*RAW DATA*.
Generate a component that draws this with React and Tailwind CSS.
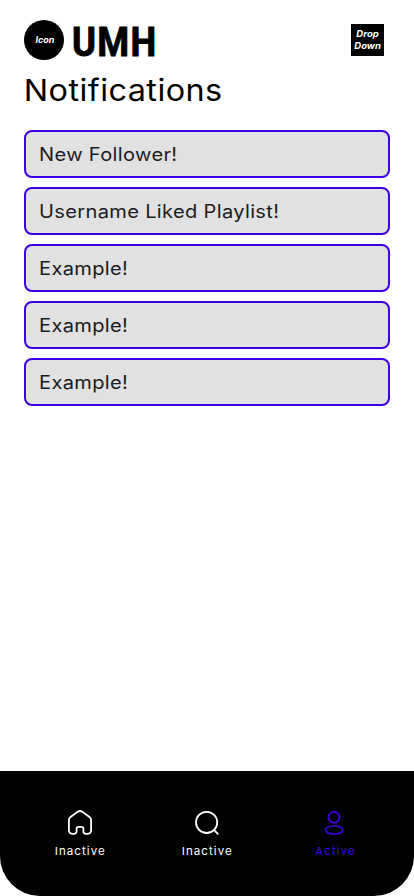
const notifications = [
  'New Follower!',
  'Username Liked Playlist!',
  'Example!',
  'Example!',
  'Example!',
];

function HomeIcon() {
  return (
    <svg className="block h-8 w-8" viewBox="0 0 32 32" fill="none" stroke="currentColor" strokeWidth="1.8" strokeLinejoin="round">
      <path d="M4.9 12.9c0-1.3.5-2.2 1.6-3L13.7 4.8c1.4-1 3.2-1 4.6 0l7.2 5.1c1.1.8 1.6 1.7 1.6 3V23.2a3.6 3.6 0 0 1-3.6 3.6h-1.6a2.5 2.5 0 0 1-2.5-2.5v-2.8a1.7 1.7 0 0 0-1.7-1.7h-3.4a1.7 1.7 0 0 0-1.7 1.7v2.8a2.5 2.5 0 0 1-2.5 2.5H8.5a3.6 3.6 0 0 1-3.6-3.6Z" />
    </svg>
  );
}

function SearchIcon() {
  return (
    <svg className="block h-8 w-8" viewBox="0 0 32 32" fill="none" stroke="currentColor" strokeWidth="1.8" strokeLinecap="round">
      <circle cx="15.6" cy="15.4" r="10.6" />
      <path d="M23.2 23.2l3.6 3.6" />
    </svg>
  );
}

function UserIcon() {
  return (
    <svg className="block h-8 w-8" viewBox="0 0 32 32" fill="none" stroke="currentColor" strokeWidth="1.7">
      <circle cx="16" cy="10.3" r="5.5" />
      <path d="M7.7 23.1c0-2.3 2.8-4.1 8.5-4.1s8.5 1.8 8.5 4.1-2.8 3.9-8.5 3.9-8.5-1.6-8.5-3.9Z" />
    </svg>
  );
}

const tabs = [
  { id: 'home', label: 'Inactive', Icon: HomeIcon },
  { id: 'search', label: 'Inactive', Icon: SearchIcon },
  { id: 'profile', label: 'Active', Icon: UserIcon, active: true },
];

export default function App() {
  return (
    <div className="flex h-[896px] w-[414px] flex-col overflow-hidden bg-white font-['Inter',sans-serif] text-black">
      <header className="flex h-[60px] items-start justify-between pt-5 pr-[30px] pl-6">
        <div className="flex items-start">
          <div className="flex h-10 w-10 items-center justify-center rounded-full bg-black pl-[2px] text-[9px] leading-3 font-bold text-white italic">
            Icon
          </div>
          <span className="mt-[3px] ml-[8px] origin-left scale-x-[0.91] font-['Roboto',sans-serif] text-[40px] leading-10 font-bold tracking-[1.4px] [-webkit-text-stroke:0.9px_black]">UMH</span>
        </div>
        <div className="mt-1 flex h-8 w-[33px] flex-col items-center justify-center bg-black text-[9px] leading-3 font-bold text-white italic">
          <span className="scale-x-[1.06]">Drop</span>
          <span className="scale-x-[1.06]">Down</span>
        </div>
      </header>
      <h1 className="h-[70px] w-fit origin-left scale-x-[1.08] pt-[11px] pl-[22px] text-[30px] leading-[38px] tracking-[0.4px]">Notifications</h1>
      <ul className="flex flex-col gap-[9px] px-6">
        {notifications.map((text, i) => (
          <li key={i} className="flex h-12 items-center rounded-lg border-2 border-[#3b00e5] bg-[#e1e1e1] pl-[13px] text-[18px] text-[#1c1c1c]">
            <span className="origin-left scale-x-[1.115] tracking-[0.3px]">{text}</span>
          </li>
        ))}
      </ul>
      <nav className="mt-auto flex h-[125px] justify-between rounded-b-[40px] bg-black px-4 pt-9">
        {tabs.map(({ id, label, Icon, active }) => (
          <div key={id} className={`flex w-32 flex-col items-center ${active ? 'text-[#3d00e0]' : 'text-white'}`}>
            <Icon />
            <span className="mt-1 scale-x-[1.05] pl-px text-[11px] leading-4 tracking-[1px]">{label}</span>
          </div>
        ))}
      </nav>
    </div>
  );
}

*SET PROBLEM*. Repeat the material exactly as it reads, without any of its pictures.

*WRITTEN SOLUTION*.
Generate a component that draws this with React and Tailwind CSS.
const notifications = [
  'New Follower!',
  'Username Liked Playlist!',
  'Example!',
  'Example!',
  'Example!',
];

function HomeIcon() {
  return (
    <svg className="block h-8 w-8" viewBox="0 0 32 32" fill="none" stroke="currentColor" strokeWidth="1.8" strokeLinejoin="round">
      <path d="M4.9 12.9c0-1.3.5-2.2 1.6-3L13.7 4.8c1.4-1 3.2-1 4.6 0l7.2 5.1c1.1.8 1.6 1.7 1.6 3V23.2a3.6 3.6 0 0 1-3.6 3.6h-1.6a2.5 2.5 0 0 1-2.5-2.5v-2.8a1.7 1.7 0 0 0-1.7-1.7h-3.4a1.7 1.7 0 0 0-1.7 1.7v2.8a2.5 2.5 0 0 1-2.5 2.5H8.5a3.6 3.6 0 0 1-3.6-3.6Z" />
    </svg>
  );
}

function SearchIcon() {
  return (
    <svg className="block h-8 w-8" viewBox="0 0 32 32" fill="none" stroke="currentColor" strokeWidth="1.8" strokeLinecap="round">
      <circle cx="15.6" cy="15.4" r="10.6" />
      <path d="M23.2 23.2l3.6 3.6" />
    </svg>
  );
}

function UserIcon() {
  return (
    <svg className="block h-8 w-8" viewBox="0 0 32 32" fill="none" stroke="currentColor" strokeWidth="1.7">
      <circle cx="16" cy="10.3" r="5.5" />
      <path d="M7.7 23.1c0-2.3 2.8-4.1 8.5-4.1s8.5 1.8 8.5 4.1-2.8 3.9-8.5 3.9-8.5-1.6-8.5-3.9Z" />
    </svg>
  );
}

const tabs = [
  { id: 'home', label: 'Inactive', Icon: HomeIcon },
  { id: 'search', label: 'Inactive', Icon: SearchIcon },
  { id: 'profile', label: 'Active', Icon: UserIcon, active: true },
];

export default function App() {
  return (
    <div className="flex h-[896px] w-[414px] flex-col overflow-hidden bg-white font-['Inter',sans-serif] text-black">
      <header className="flex h-[60px] items-start justify-between pt-5 pr-[30px] pl-6">
        <div className="flex items-start">
          <div className="flex h-10 w-10 items-center justify-center rounded-full bg-black pl-[2px] text-[9px] leading-3 font-bold text-white italic">
            Icon
          </div>
          <span className="mt-[3px] ml-[8px] origin-left scale-x-[0.91] font-['Roboto',sans-serif] text-[40px] leading-10 font-bold tracking-[1.4px] [-webkit-text-stroke:0.9px_black]">UMH</span>
        </div>
        <div className="mt-1 flex h-8 w-[33px] flex-col items-center justify-center bg-black text-[9px] leading-3 font-bold text-white italic">
          <span className="scale-x-[1.06]">Drop</span>
          <span className="scale-x-[1.06]">Down</span>
        </div>
      </header>
      <h1 className="h-[70px] w-fit origin-left scale-x-[1.08] pt-[11px] pl-[22px] text-[30px] leading-[38px] tracking-[0.4px]">Notifications</h1>
      <ul className="flex flex-col gap-[9px] px-6">
        {notifications.map((text, i) => (
          <li key={i} className="flex h-12 items-center rounded-lg border-2 border-[#3b00e5] bg-[#e1e1e1] pl-[13px] text-[18px] text-[#1c1c1c]">
            <span className="origin-left scale-x-[1.115] tracking-[0.3px]">{text}</span>
          </li>
        ))}
      </ul>
      <nav className="mt-auto flex h-[125px] justify-between rounded-b-[40px] bg-black px-4 pt-9">
        {tabs.map(({ id, label, Icon, active }) => (
          <div key={id} className={`flex w-32 flex-col items-center ${active ? 'text-[#3d00e0]' : 'text-white'}`}>
            <Icon />
            <span className="mt-1 scale-x-[1.05] pl-px text-[11px] leading-4 tracking-[1px]">{label}</span>
          </div>
        ))}
      </nav>
    </div>
  );
}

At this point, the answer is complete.